At 6am I carried her downstairs and fed her, then picked her up and took her into the garden.
"Give Inca a big hug," I said to Ludo, who threw his arms around her.
"Where’s she going, Daddy?"
"Up into the sky," I said, turning away to hide the tears falling down my cheeks.
I carried Inca to the car, taking Maggi with us too, and drove 10 minutes up the road to my parents’ house. I don’t remember much about that journey except that I cried uncontrollably all the way.
"Thank you, Inca," I sobbed as we drove through the empty streets of Notting Hill. "Thank you for being my best friend. I owe everything to you."
I carried her from the car into the house, burying my face into her fur, and laid her on the kitchen floor. Mum, Dad and my sister were all there.
I lay on the floor, hugging Inca while Dad injected her. Her breathing became heavy. I could feel her heart pounding and the warm blood beneath her skin. I breathed the familiar scent of her fur as I nuzzled into her thick coat. I have never sobbed like that in my life. It was a primal, uncontrollable, guttural sob as I felt her heart stop beating.
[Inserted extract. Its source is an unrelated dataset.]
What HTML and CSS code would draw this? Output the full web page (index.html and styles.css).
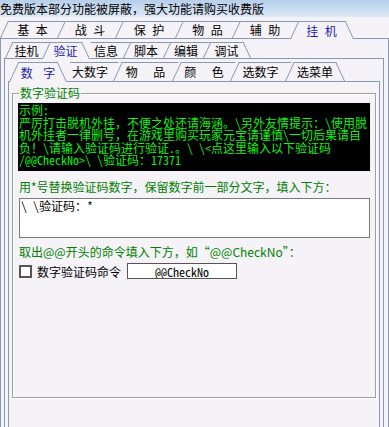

I lay there on the kitchen floor clutching my best friend, unable to move. Wishing, hoping it was a dream, I held her lifeless body.
Maggi came and sniffed Inca. I wanted her to sense that her friend had gone.
"Where’s Inca?" asked Ludo as I returned home with Maggi.
"She’s gone up into the sky."
"Hello, Inca," he says now, waving to the sky each time we leave the house.
It’s been quite a trip, Inca and me. That little dog with the swollen eye has helped mould my life from something into everything. Whatever the future holds, and whatever course my life takes, I will always be thankful for Inca, the best friend I ever had.